**Exercise**
Look for the string "Tailwind" in every line, and copy each line that has it.

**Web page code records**
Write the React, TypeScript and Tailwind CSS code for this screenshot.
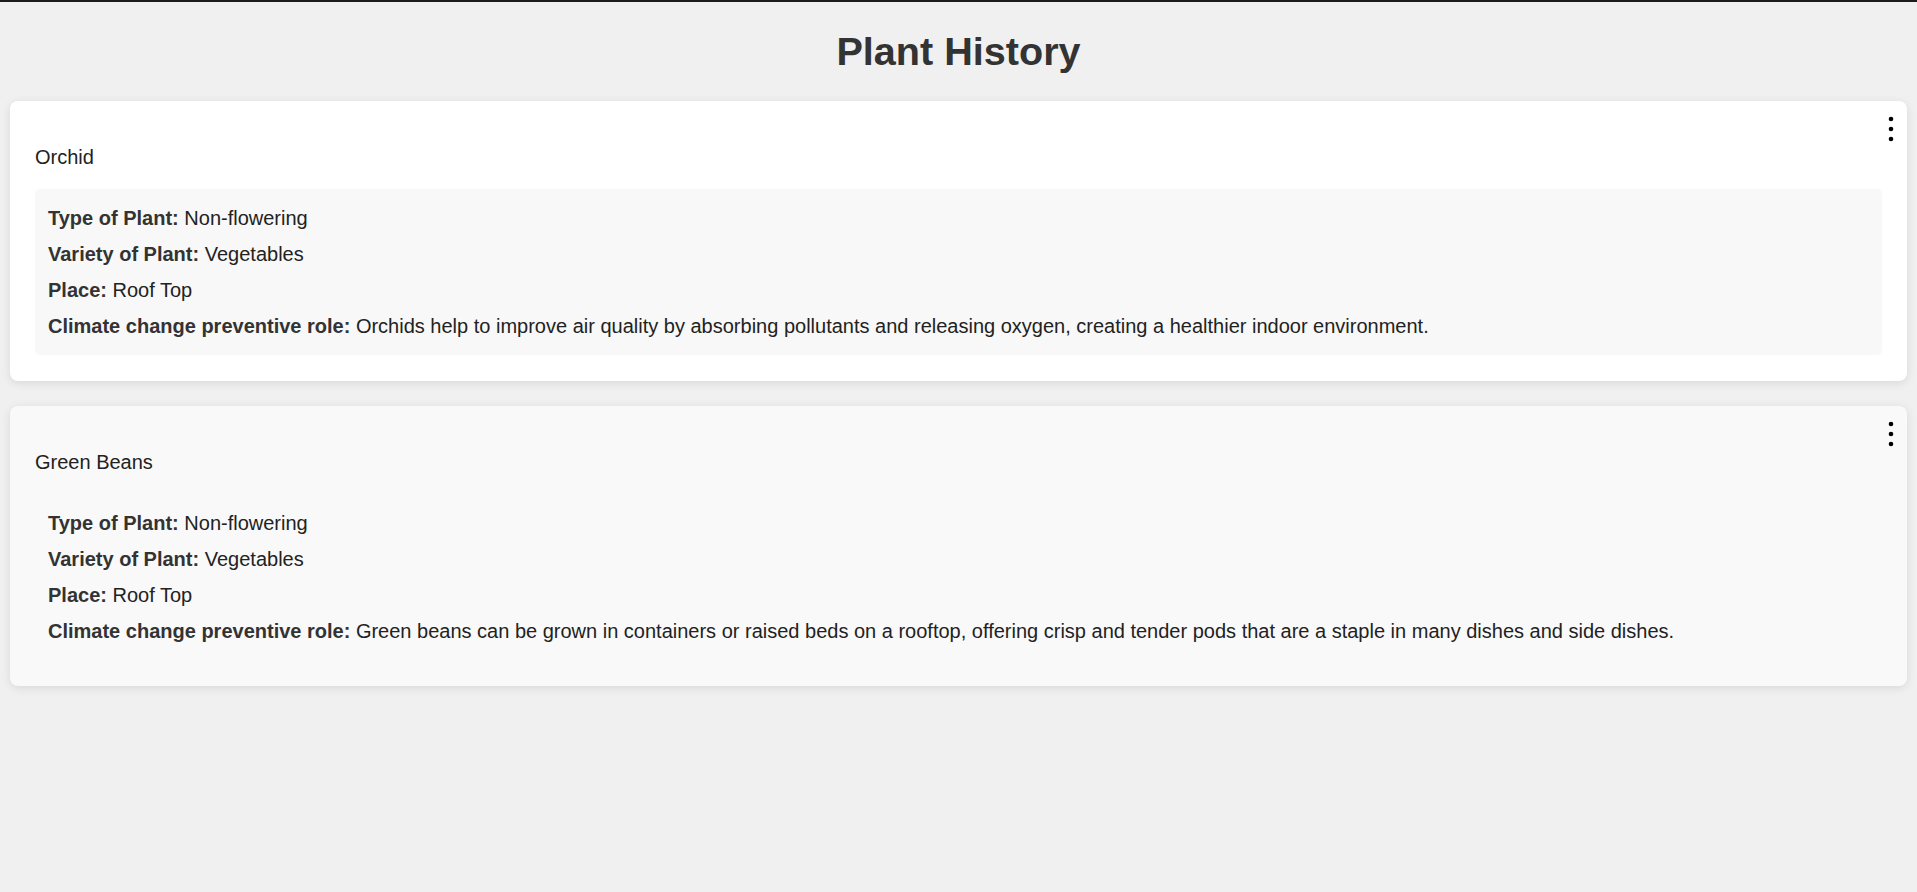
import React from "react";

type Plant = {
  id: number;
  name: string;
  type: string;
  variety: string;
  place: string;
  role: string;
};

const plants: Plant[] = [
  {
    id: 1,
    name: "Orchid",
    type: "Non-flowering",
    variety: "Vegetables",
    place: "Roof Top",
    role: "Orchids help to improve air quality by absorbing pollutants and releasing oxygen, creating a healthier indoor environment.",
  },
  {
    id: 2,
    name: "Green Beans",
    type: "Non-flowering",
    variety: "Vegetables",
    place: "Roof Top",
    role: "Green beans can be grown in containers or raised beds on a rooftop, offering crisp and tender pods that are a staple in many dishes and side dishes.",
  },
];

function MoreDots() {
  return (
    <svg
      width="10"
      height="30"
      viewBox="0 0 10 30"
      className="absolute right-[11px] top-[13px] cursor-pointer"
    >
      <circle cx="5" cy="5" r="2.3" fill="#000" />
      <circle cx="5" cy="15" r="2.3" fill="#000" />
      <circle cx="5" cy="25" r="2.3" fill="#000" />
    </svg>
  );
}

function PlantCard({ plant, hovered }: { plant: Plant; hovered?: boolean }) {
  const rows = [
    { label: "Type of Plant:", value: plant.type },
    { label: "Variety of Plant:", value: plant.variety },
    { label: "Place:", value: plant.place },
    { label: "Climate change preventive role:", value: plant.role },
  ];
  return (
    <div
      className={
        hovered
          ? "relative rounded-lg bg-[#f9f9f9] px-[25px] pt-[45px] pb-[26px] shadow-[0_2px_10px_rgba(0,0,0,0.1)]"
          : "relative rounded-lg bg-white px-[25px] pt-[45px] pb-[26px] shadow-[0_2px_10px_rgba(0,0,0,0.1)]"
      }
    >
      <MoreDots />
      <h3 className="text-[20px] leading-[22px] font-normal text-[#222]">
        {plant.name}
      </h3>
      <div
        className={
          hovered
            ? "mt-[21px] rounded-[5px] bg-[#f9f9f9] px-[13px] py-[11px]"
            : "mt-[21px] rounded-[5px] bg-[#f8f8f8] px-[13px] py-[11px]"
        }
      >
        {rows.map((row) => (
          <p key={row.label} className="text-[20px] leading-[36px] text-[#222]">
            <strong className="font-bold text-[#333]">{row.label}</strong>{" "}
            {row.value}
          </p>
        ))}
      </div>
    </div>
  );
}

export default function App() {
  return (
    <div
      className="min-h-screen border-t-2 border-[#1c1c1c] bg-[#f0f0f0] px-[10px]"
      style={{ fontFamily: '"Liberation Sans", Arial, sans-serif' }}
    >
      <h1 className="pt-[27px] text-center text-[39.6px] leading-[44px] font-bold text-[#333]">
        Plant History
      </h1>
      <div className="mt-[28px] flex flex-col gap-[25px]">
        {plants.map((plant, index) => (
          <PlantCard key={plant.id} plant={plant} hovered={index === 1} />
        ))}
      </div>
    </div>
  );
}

---

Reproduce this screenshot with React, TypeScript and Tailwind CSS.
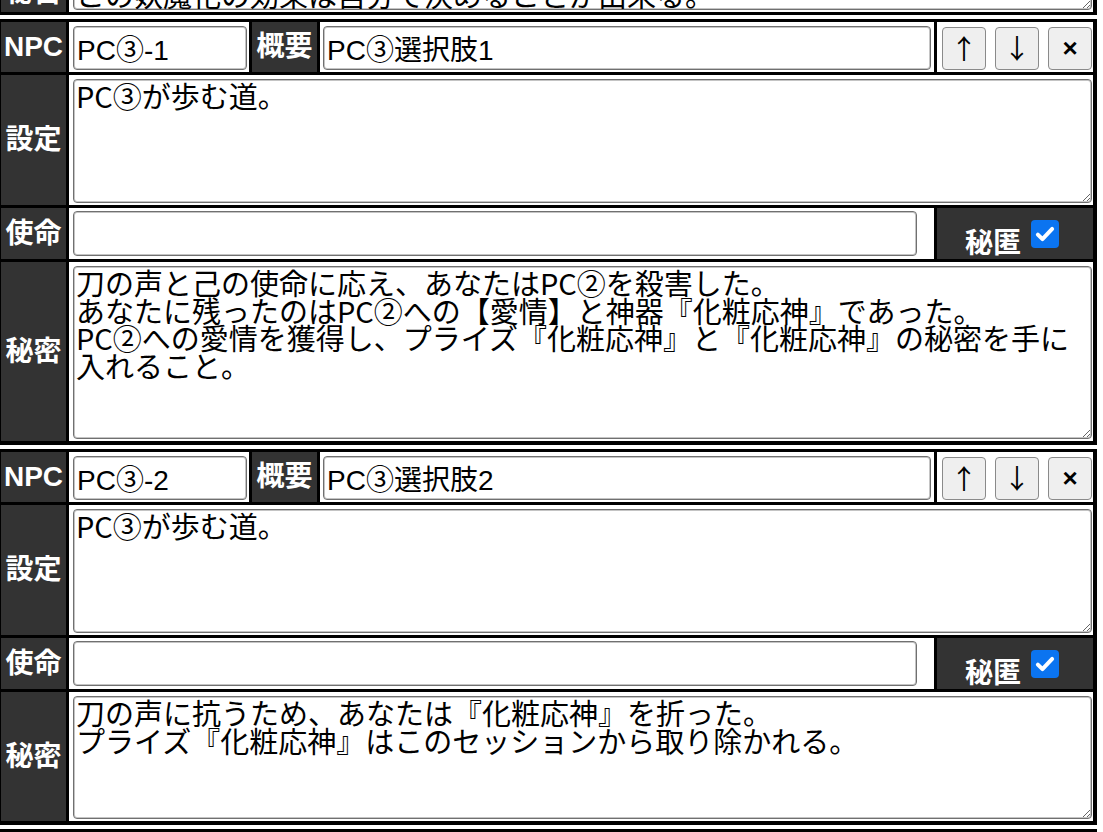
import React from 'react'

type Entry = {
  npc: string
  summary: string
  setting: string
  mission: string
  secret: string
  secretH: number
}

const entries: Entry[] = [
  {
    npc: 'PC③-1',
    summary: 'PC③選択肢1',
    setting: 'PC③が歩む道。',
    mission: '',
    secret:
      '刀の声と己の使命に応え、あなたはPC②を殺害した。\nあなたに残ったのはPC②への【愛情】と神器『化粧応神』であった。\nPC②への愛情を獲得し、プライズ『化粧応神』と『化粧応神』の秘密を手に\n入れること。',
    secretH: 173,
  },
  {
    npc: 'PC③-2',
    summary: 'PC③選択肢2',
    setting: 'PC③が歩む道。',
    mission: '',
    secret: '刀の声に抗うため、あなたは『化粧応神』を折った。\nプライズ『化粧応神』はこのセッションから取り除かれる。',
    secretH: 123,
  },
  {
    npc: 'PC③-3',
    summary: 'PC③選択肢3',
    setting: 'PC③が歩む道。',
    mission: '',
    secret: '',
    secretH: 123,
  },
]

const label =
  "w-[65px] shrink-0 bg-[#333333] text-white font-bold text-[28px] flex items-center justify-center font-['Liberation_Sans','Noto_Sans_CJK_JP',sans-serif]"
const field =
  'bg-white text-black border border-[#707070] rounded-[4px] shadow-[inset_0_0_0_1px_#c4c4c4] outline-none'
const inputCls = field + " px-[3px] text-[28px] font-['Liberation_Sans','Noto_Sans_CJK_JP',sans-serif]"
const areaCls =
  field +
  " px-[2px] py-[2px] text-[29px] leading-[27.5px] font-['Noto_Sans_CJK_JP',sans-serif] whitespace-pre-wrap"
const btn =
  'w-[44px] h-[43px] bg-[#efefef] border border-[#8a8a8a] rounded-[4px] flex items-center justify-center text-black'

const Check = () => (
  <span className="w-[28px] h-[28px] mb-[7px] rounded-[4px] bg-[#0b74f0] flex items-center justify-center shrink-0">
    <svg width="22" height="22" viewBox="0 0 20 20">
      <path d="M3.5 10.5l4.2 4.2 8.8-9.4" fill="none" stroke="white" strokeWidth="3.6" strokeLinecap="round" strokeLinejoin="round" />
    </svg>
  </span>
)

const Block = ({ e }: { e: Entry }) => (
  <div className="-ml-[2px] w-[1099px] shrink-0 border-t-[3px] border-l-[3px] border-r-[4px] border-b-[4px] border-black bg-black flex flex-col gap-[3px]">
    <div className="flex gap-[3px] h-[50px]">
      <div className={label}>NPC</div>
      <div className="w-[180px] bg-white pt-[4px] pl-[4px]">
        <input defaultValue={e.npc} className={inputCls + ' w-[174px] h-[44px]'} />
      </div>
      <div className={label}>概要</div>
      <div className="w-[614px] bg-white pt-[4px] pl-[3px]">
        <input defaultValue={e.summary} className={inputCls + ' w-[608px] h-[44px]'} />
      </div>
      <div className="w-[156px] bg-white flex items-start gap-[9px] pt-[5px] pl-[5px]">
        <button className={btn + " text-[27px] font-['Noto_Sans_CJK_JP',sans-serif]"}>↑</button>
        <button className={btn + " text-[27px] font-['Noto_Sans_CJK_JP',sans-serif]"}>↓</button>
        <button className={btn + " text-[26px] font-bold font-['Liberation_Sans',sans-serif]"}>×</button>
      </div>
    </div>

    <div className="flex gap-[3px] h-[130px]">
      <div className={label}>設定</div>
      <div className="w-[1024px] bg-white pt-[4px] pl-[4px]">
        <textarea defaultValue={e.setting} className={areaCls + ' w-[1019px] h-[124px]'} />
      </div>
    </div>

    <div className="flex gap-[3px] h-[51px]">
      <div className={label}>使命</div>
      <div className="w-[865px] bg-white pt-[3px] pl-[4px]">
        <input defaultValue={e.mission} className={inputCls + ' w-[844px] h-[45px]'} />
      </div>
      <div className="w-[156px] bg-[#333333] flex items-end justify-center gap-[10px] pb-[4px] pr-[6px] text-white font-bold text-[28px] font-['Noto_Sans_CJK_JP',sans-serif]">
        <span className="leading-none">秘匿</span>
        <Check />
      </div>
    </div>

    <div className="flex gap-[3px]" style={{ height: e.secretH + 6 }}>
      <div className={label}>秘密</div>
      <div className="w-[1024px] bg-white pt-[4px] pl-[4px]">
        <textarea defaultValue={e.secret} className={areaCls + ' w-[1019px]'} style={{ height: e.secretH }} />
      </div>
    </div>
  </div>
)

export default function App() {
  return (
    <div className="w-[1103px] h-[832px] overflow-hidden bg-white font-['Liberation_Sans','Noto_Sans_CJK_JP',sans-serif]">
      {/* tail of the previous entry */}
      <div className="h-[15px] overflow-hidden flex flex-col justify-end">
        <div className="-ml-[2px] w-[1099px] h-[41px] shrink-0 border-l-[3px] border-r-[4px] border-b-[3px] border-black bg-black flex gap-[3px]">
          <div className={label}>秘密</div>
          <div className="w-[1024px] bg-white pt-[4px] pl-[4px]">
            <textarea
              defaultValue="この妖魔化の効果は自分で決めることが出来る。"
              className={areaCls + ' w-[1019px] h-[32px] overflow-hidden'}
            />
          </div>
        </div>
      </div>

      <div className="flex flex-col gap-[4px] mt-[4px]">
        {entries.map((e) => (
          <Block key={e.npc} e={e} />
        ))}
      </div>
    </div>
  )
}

**Right answer**
Write the React, TypeScript and Tailwind CSS code for this screenshot.
Reproduce this screenshot with React, TypeScript and Tailwind CSS.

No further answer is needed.